To ensure the stable operation of ultrafiltration systems, minimum concentrated water discharge and maximum recovery rate limits must be specified for each module. In general water treatment projects, the recovery rate of hollow fiber UF membrane modules ranges from 50% to 90%. The specific value is determined by multiple factors, including the composition and properties of the feed water, the thickness of the fouling layer formed on the membrane surface, and the impact of fouling on water permeation rate.
In many cases, the system can be operated at a lower recovery rate, with the concentrated water recycled back to the raw water system. Increasing the circulation flow rate helps reduce the thickness of the fouling layer, thereby improving water permeation rate—sometimes without increasing the energy consumption per unit of water production.
The water permeability of UF membranes increases with rising temperature. Generally, the viscosity of aqueous solutions decreases as temperature rises, thereby reducing flow resistance and correspondingly enhancing water permeation rate. In engineering design, the actual temperature of the feed liquid at the job site must be taken into consideration.

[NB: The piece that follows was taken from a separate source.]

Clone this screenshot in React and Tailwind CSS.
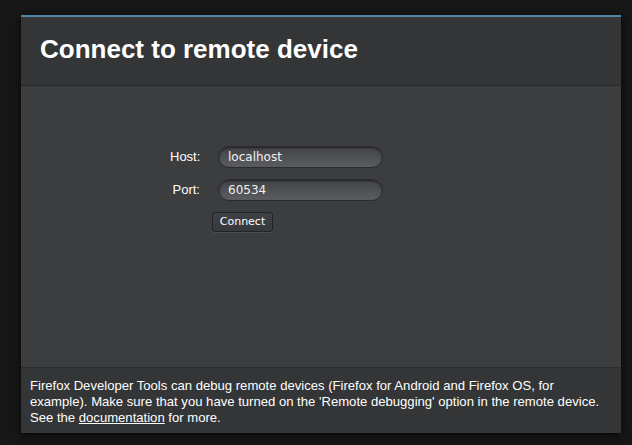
export default function App() {
  return (
    <div className="w-[632px] h-[445px] bg-[#171717] pt-[15px] pl-[21px] font-['Liberation_Sans',Arial,sans-serif]">
      <div className="w-[600px] h-[418px] flex flex-col border-t-2 border-[#4f86a8] shadow-[0_2px_8px_rgba(0,0,0,0.8)]">
        <div className="h-[69px] bg-[#343537] border-b border-[#2a2b2d] flex items-center pl-[19px]">
          <h1 className="text-[26px] font-bold text-white pb-[3px]">Connect to remote device</h1>
        </div>

        <div className="flex-1 bg-[#3c3d3f] pt-[60px] pl-[149px]">
          {[
            { label: 'Host:', value: 'localhost' },
            { label: 'Port:', value: '60534' },
          ].map(f => (
            <div key={f.label} className="flex items-center mb-[11px] h-[22px]">
              <span className="w-[30px] text-right text-[13px] text-white">{f.label}</span>
              <div className="ml-[18px] w-[165px] h-[22px] rounded-full bg-gradient-to-b from-[#424346] to-[#5b5d61] border border-[#2b2c2e] shadow-[inset_0_1px_2px_rgba(0,0,0,0.5)] flex items-center pl-[9px] text-[12px] text-[#f0f0f0] font-['DejaVu_Sans',sans-serif]">
                {f.value}
              </div>
            </div>
          ))}
          <button className="block ml-[42px] w-[61px] h-[20px] rounded-[3px] bg-gradient-to-b from-[#404144] to-[#37383b] border border-[#222325] shadow-[0_1px_0_rgba(255,255,255,0.08)] text-[11px] text-white font-['DejaVu_Sans',sans-serif]">
            Connect
          </button>
        </div>

        <div className="h-[66px] bg-[#343537] border-t border-[#2c2d2f] pl-[9px] pt-[10px]">
          <p className="w-[576px] text-[13.1px] leading-[16px] text-white">
            Firefox Developer Tools can debug remote devices (Firefox for Android and Firefox OS, for example). Make sure that you have turned on the 'Remote debugging' option in the remote device. See the <span className="underline">documentation</span> for more.
          </p>
        </div>
      </div>
    </div>
  )
}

Seasonal temperature variations are a particular concern. When the temperature is too low, temperature adjustment measures should be implemented; otherwise, the water permeation rate can fluctuate by up to 50% with temperature changes. Excessively high temperatures can also compromise membrane performance. Under normal circumstances, the operating temperature of hollow fiber UF membranes should be maintained at 25±5°C. For applications requiring higher operating temperatures, membrane materials and housing materials with high-temperature resistance should be selected.